■ TASK STATEMENT ■
In the listing below, locate the lines that hold "React" and copy them.

■ RECORDED INFORMATION ■
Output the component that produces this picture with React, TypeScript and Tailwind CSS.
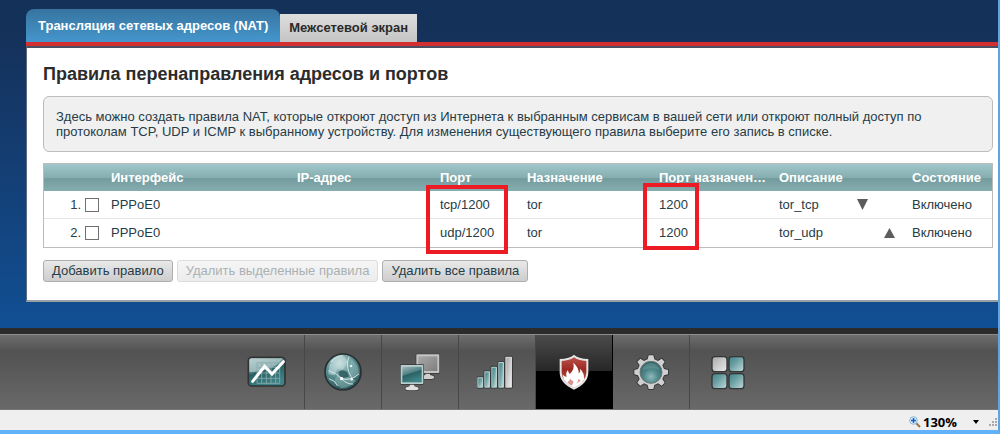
import React, { useState } from 'react';

interface NatRule {
  id: number;
  iface: string;
  ip: string;
  port: string;
  target: string;
  targetPort: string;
  description: string;
  status: string;
}

const rules: NatRule[] = [
  { id: 1, iface: 'PPPoE0', ip: '', port: 'tcp/1200', target: 'tor', targetPort: '1200', description: 'tor_tcp', status: 'Включено' },
  { id: 2, iface: 'PPPoE0', ip: '', port: 'udp/1200', target: 'tor', targetPort: '1200', description: 'tor_udp', status: 'Включено' },
];

const Gradients: React.FC = () => (
  <svg width="0" height="0" className="absolute" aria-hidden="true">
    <defs>
      <linearGradient id="teal" x1="0" y1="0" x2="1" y2="1">
        <stop offset="0" stopColor="#3f8488" />
        <stop offset="0.4" stopColor="#6a9fa2" />
        <stop offset="1" stopColor="#c3dcdc" />
      </linearGradient>
      <linearGradient id="tealDark" x1="0" y1="0" x2="0.4" y2="1">
        <stop offset="0" stopColor="#a3bcbd" />
        <stop offset="0.48" stopColor="#4f8184" />
        <stop offset="0.55" stopColor="#2b6164" />
        <stop offset="1" stopColor="#3e8387" />
      </linearGradient>
      <linearGradient id="silver" x1="0" y1="0" x2="1" y2="1">
        <stop offset="0" stopColor="#a9a9a9" />
        <stop offset="1" stopColor="#ececec" />
      </linearGradient>
      <linearGradient id="grayScreen" x1="0" y1="0" x2="1" y2="1">
        <stop offset="0" stopColor="#a8a8a8" />
        <stop offset="1" stopColor="#7f7f7f" />
      </linearGradient>
      <linearGradient id="red" x1="0" y1="0" x2="0" y2="1">
        <stop offset="0" stopColor="#bb5049" />
        <stop offset="0.4" stopColor="#9c2a22" />
        <stop offset="1" stopColor="#c4706b" />
      </linearGradient>
      <radialGradient id="lens" cx="0.5" cy="0.7" r="0.65">
        <stop offset="0" stopColor="#8fb9bb" />
        <stop offset="0.5" stopColor="#4f888b" />
        <stop offset="1" stopColor="#2f6467" />
      </radialGradient>
      <radialGradient id="globe" cx="0.4" cy="0.25" r="0.8">
        <stop offset="0" stopColor="#cfe3e3" />
        <stop offset="0.45" stopColor="#5f9497" />
        <stop offset="1" stopColor="#244d50" />
      </radialGradient>
    </defs>
  </svg>
);

const iconClasses = 'size-10';

const MonitorIcon: React.FC = () => (
  <svg viewBox="-2 0 120 120" className={iconClasses}>
    <rect x="5" y="16" width="110" height="86" rx="10" fill="url(#tealDark)" stroke="#303333" strokeWidth="5" />
    <path d="M8 60V26q0-7 7-7h93q-25 40-100 41Z" fill="#d5e6e6" opacity="0.55" />
    <path d="M31 32h68v62H31ZM45 32v62M59 32v62M73 32v62M87 32v62M31 47h68M31 63h68M31 79h68" fill="none" stroke="#8cadae" strokeWidth="3" opacity="0.8" />
    <path d="M18 88 54 43 76 66 110 29" fill="none" stroke="#fff" strokeWidth="9" strokeLinecap="round" />
  </svg>
);

const GlobeIcon: React.FC = () => (
  <svg viewBox="0 0 120 120" className={iconClasses}>
    <circle cx="60" cy="60" r="54" fill="url(#globe)" stroke="#2a3030" strokeWidth="5" />
    <path d="M20 38Q40 12 64 14L74 30 60 52 44 50 34 70 16 66Z" fill="#c4dddd" opacity="0.55" />
    <path d="M82 20Q106 34 108 62L96 78 78 70 84 46Z" fill="#9fc5c6" opacity="0.45" />
    <path d="M38 76Q56 56 70 66T98 86Q80 108 54 108L34 92Z" fill="#8fb9ba" opacity="0.5" />
    <path d="M46 60Q58 50 72 60L78 74 62 78 50 72Z" fill="#2a5a5d" opacity="0.85" />
    <path d="M16 56Q40 62 56 80T90 96M78 14Q64 46 90 84M56 80Q82 88 108 66M18 80l16 8 10 14" fill="none" stroke="#e7f2f2" strokeWidth="3" opacity="0.8" />
    <path d="M24 30Q40 12 60 11" fill="none" stroke="#edf6f6" strokeWidth="4" opacity="0.6" />
    <circle cx="84" cy="42" r="4" fill="#fff" opacity="0.8" />
    <circle cx="56" cy="80" r="5" fill="#fff" />
    <circle cx="86" cy="82" r="4" fill="#fff" opacity="0.8" />
  </svg>
);

const HomeNetworkIcon: React.FC = () => (
  <svg viewBox="0 0 120 120" className={iconClasses}>
    <g stroke="#363636" strokeWidth="4" paintOrder="stroke">
      <path d="M76 60h14v9q13 2 13 8 0 4-20 4t-20-4q0-6 13-8Z" fill="#cfcfcf" />
      <rect x="49" y="7" width="69" height="56" rx="2" fill="#c4c4c4" />
    </g>
    <rect x="55" y="13" width="57" height="44" fill="url(#grayScreen)" />
    <g stroke="#363636" strokeWidth="4" paintOrder="stroke">
      <path d="M29 94h14v9q13 2 13 8 0 4-20 4t-20-4q0-6 13-8Z" fill="#e0e0e0" />
      <rect x="2" y="39" width="68" height="57" rx="2" fill="#b9cfcf" />
    </g>
    <rect x="7" y="44" width="58" height="47" fill="url(#tealDark)" />
  </svg>
);

const SignalIcon: React.FC = () => (
  <svg viewBox="7 0 120 120" className={iconClasses}>
    <g stroke="#303434" strokeWidth="5" paintOrder="stroke">
      <rect x="8" y="76" width="18" height="31" rx="2" fill="#b7d0d1" />
      <rect x="29" y="58" width="17" height="49" rx="2" fill="#b7d0d1" />
      <rect x="50" y="44" width="17" height="63" rx="2" fill="#b7d0d1" />
      <rect x="71" y="30" width="17" height="77" rx="2" fill="#b7d0d1" />
      <rect x="92" y="14" width="20" height="93" rx="2" fill="#d8d8d8" />
    </g>
    <g fill="url(#teal)">
      <rect x="11" y="79" width="12" height="25" />
      <rect x="32" y="61" width="11" height="43" />
      <rect x="53" y="47" width="11" height="57" />
      <rect x="74" y="33" width="11" height="71" />
    </g>
    <rect x="95" y="17" width="14" height="87" fill="url(#silver)" />
  </svg>
);

const FirewallIcon: React.FC = () => (
  <svg viewBox="0 0 120 120" className={iconClasses}>
    <path d="M60 8Q72 20 103 21V62Q102 94 60 113 18 94 17 62V21Q48 20 60 8Z" fill="#e4e4e4" />
    <path d="M60 16Q72 26 97 27V62Q96 89 60 107 24 89 23 62V27Q48 26 60 16Z" fill="url(#red)" />
    <path d="M58 32Q76 48 74 64 80 60 79 50 92 66 90 80 94 78 95 72 89 94 60 107 28 92 26 68 34 76 38 74 34 62 42 54 42 62 47 66 63 52 58 32Z" fill="#fff" />
    <path d="M48 79q3 8 10 8 2 8-5 14-10-5-13-11 7-1 8-11ZM73 80q0 10-7 15 9-3 15-11-6 1-8-4Z" fill="#d99490" />
  </svg>
);

const SystemIcon: React.FC = () => (
  <svg viewBox="0 0 120 120" className={iconClasses}>
    <g fill="#d0d0d0" stroke="#333" strokeWidth="5" paintOrder="stroke">
      <path d="M53 10h14l3 12 11 5 11-7 9 9-7 11 5 11 12 3v13l-12 3-5 11 7 11-9 9-11-7-11 5-3 12H53l-3-12-11-5-11 7-9-9 7-11-5-11-11-3V54l11-3 5-11-7-11 9-9 11 7 11-5Z" />
    </g>
    <circle cx="60" cy="61" r="33" fill="url(#lens)" stroke="#6c7474" strokeWidth="3" />
    <path d="M33 55Q37 34 60 32 83 34 87 55 60 43 33 55Z" fill="#b7d0d1" opacity="0.2" />
  </svg>
);

const AppsIcon: React.FC = () => (
  <svg viewBox="1 0 120 120" className={iconClasses}>
    <g stroke="#343737" strokeWidth="4">
      <rect x="13" y="14" width="45" height="45" rx="9" fill="url(#silver)" />
      <rect x="64" y="14" width="45" height="45" rx="9" fill="url(#teal)" />
      <rect x="13" y="65" width="45" height="45" rx="9" fill="url(#teal)" />
      <rect x="64" y="65" width="45" height="45" rx="9" fill="url(#teal)" />
    </g>
  </svg>
);

const navItems = [
  { id: 'monitor', label: 'Системный монитор', icon: <MonitorIcon /> },
  { id: 'internet', label: 'Интернет', icon: <GlobeIcon /> },
  { id: 'home', label: 'Домашняя сеть', icon: <HomeNetworkIcon /> },
  { id: 'wifi', label: 'Сеть Wi-Fi', icon: <SignalIcon /> },
  { id: 'security', label: 'Безопасность', icon: <FirewallIcon /> },
  { id: 'system', label: 'Система', icon: <SystemIcon /> },
  { id: 'apps', label: 'Приложения', icon: <AppsIcon /> },
];

const RulesTable: React.FC = () => {
  const [selected, setSelected] = useState<number[]>([]);

  const toggle = (id: number) =>
    setSelected(selected.includes(id) ? selected.filter(s => s !== id) : [...selected, id]);

  const thClasses = 'pl-2 text-left font-bold whitespace-nowrap';

  return (
    <table className="w-full table-fixed border-separate border-spacing-0 border border-[#bcbcbc] text-[13px] leading-5 text-[#263c47]">
      <colgroup>
        <col className="w-[59px]" />
        <col className="w-[186px]" />
        <col />
        <col className="w-[87px]" />
        <col className="w-[132px]" />
        <col className="w-[120px]" />
        <col className="w-[80px]" />
        <col className="w-[24px]" />
        <col className="w-[29px]" />
        <col className="w-[88px]" />
      </colgroup>
      <thead>
        <tr className="h-[27px] bg-[linear-gradient(to_bottom,#a0c7ca_0%,#86aeb1_50%,#739c9f_54%,#86adb0_100%)] text-white">
          <th />
          <th className={thClasses}>Интерфейс</th>
          <th className={thClasses}>IP-адрес</th>
          <th className={thClasses}>Порт</th>
          <th className={thClasses}>Назначение</th>
          <th className={thClasses}>Порт назначен…</th>
          <th className={thClasses} colSpan={3}>Описание</th>
          <th className={thClasses}>Состояние</th>
        </tr>
      </thead>
      <tbody>
        {rules.map((rule, i) => (
          <tr key={rule.id} className="h-7 [&:not(:last-child)>td]:border-b [&>td]:border-[#e4e4e4]">
            <td>
              <label className="flex items-center justify-end gap-1 pr-1">
                {rule.id}.
                <input
                  type="checkbox"
                  checked={selected.includes(rule.id)}
                  onChange={() => toggle(rule.id)}
                  className="size-3.5 appearance-none border border-[#707070] bg-white checked:bg-[#3f8488]"
                />
              </label>
            </td>
            <td className="px-2">{rule.iface}</td>
            <td className="px-2">{rule.ip}</td>
            <td className="relative px-2">
              {rule.port}
              {i === 0 && <span className="pointer-events-none absolute -top-1.5 -left-1.5 h-[69px] w-[82px] border-4 border-[#ed1c24]" />}
            </td>
            <td className="px-2">{rule.target}</td>
            <td className="relative px-2">
              {rule.targetPort}
              {i === 0 && <span className="pointer-events-none absolute -top-2 -left-2 h-[67px] w-[56px] border-4 border-[#ed1c24]" />}
            </td>
            <td className="px-2">{rule.description}</td>
            <td>
              {i < rules.length - 1 && (
                <button aria-label="Переместить вниз" className="mx-auto block">
                  <svg viewBox="0 0 11 11" className="size-[11px]"><path d="M0 0h11L5.5 11Z" fill="#5c5c5c" /></svg>
                </button>
              )}
            </td>
            <td>
              {i > 0 && (
                <button aria-label="Переместить вверх" className="mx-auto block">
                  <svg viewBox="0 0 11 11" className="size-[11px]"><path d="M0 10h11L5.5 0Z" fill="#5c5c5c" /></svg>
                </button>
              )}
            </td>
            <td className="px-2">{rule.status}</td>
          </tr>
        ))}
      </tbody>
    </table>
  );
};

const App: React.FC = () => {
  const [section, setSection] = useState('security');

  const buttonClasses = 'h-[22px] rounded-[3px] border border-[#adadad] bg-linear-to-b from-[#e9e9e9] to-[#cdcdcd] px-2 text-[13px] leading-5 text-[#263c47] disabled:border-[#dcdcdc] disabled:from-[#f6f6f6] disabled:to-[#ececec] disabled:text-[#a9b0b3]';

  return (
    <div className="flex flex-col border-r-2 border-b-4 border-r-[#5fa5e6] border-b-[#62b1fb] font-['Liberation_Sans',Arial,sans-serif]">
      <Gradients />
      <main className="bg-linear-to-b from-[#14315a] from-10% to-[#104f94] pt-[9px] pb-[26px] pl-[26px]">
        <div className="flex items-end border-b-4 border-[#d32f31]">
          <button className="h-[33px] rounded-t-lg bg-linear-to-b from-[#36749f] to-[#4596cd] px-3 text-[13px] font-bold text-white">
            Трансляция сетевых адресов (NAT)
          </button>
          <button className="h-7 bg-linear-to-b from-[#dedede] to-[#c4c4c4] px-[9px] text-[13px] font-bold text-[#2a2a2a]">
            Межсетевой экран
          </button>
        </div>
        <section className="border-t-2 border-b-2 border-l border-t-[#4a4f63] border-b-[#9aa0a6] border-l-[#5f6b80] bg-white pt-4 pr-[5px] pb-[18px] pl-4">
          <h1 className="text-lg leading-5 font-bold text-[#2c2c2c]">Правила перенаправления адресов и портов</h1>
          <p className="mt-3 rounded-md border border-[#bcbcbc] bg-[#f0f0f0] px-3 py-3 text-[13px] leading-[15px] text-[#263c47]">
            Здесь можно создать правила NAT, которые откроют доступ из Интернета к выбранным сервисам в вашей сети или откроют полный доступ по протоколам TCP, UDP и ICMP к выбранному устройству. Для изменения существующего правила выберите его запись в списке.
          </p>
          <div className="mt-[11px]">
            <RulesTable />
          </div>
          <div className="mt-3 flex gap-1">
            <button className={buttonClasses}>Добавить правило</button>
            <button className={buttonClasses} disabled>Удалить выделенные правила</button>
            <button className={buttonClasses}>Удалить все правила</button>
          </div>
        </section>
      </main>
      <nav className="border-t-[6px] border-[#2b2b2b] bg-[#666]">
        <div className="flex justify-center border-t border-b border-t-[#8e8e8e] border-b-[#757575] bg-linear-to-b from-[#6e6e6e] via-[#525252] via-22% to-[#696969] pr-1">
          {navItems.map(item => (
            <button
              key={item.id}
              aria-label={item.label}
              onClick={() => setSection(item.id)}
              className={`flex h-[74px] w-[77px] items-center justify-center border-r last:border-r-0 ${section === item.id ? 'border-black bg-linear-to-b from-[#4c4c4c] from-0% via-[#272727] via-48% to-black to-49%' : 'border-[#474747]'}`}
            >
              {item.icon}
            </button>
          ))}
        </div>
      </nav>
      <footer className="flex h-5 items-center justify-end bg-[#efefef] pt-1">
        <button className="flex items-center font-['Open_Sans',sans-serif] text-[13px] leading-4 font-bold text-black">
          <svg viewBox="0 0 12 12" className="mr-0.5 size-3">
            <path d="m7 7 4 4" stroke="#9b7248" strokeWidth="2" />
            <circle cx="4.5" cy="4.5" r="3.8" fill="#d9efff" stroke="#8db4d4" />
            <path d="M4.5 2v5M2 4.5h5" stroke="#1562b8" strokeWidth="1.5" />
          </svg>
          130%
          <svg viewBox="0 0 6 4" className="ml-4 h-1 w-1.5"><path d="M0 0h6L3 4Z" fill="#000" /></svg>
        </button>
        <svg viewBox="0 0 8 8" className="mr-px ml-2.5 size-2" fill="#a9a9a9">
          <path d="M6 0h2v2H6ZM3 3h2v2H3ZM6 3h2v2H6ZM0 6h2v2H0ZM3 6h2v2H3ZM6 6h2v2H6Z" />
        </svg>
      </footer>
    </div>
  );
};

export default App;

■ RESULT OF THE EXERCISE ■
Output the component that produces this picture with React, TypeScript and Tailwind CSS.
import React, { useState } from 'react';
const Gradients: React.FC = () => (
const MonitorIcon: React.FC = () => (
const GlobeIcon: React.FC = () => (
const HomeNetworkIcon: React.FC = () => (
const SignalIcon: React.FC = () => (
const FirewallIcon: React.FC = () => (
const SystemIcon: React.FC = () => (
const AppsIcon: React.FC = () => (
const RulesTable: React.FC = () => {
const App: React.FC = () => {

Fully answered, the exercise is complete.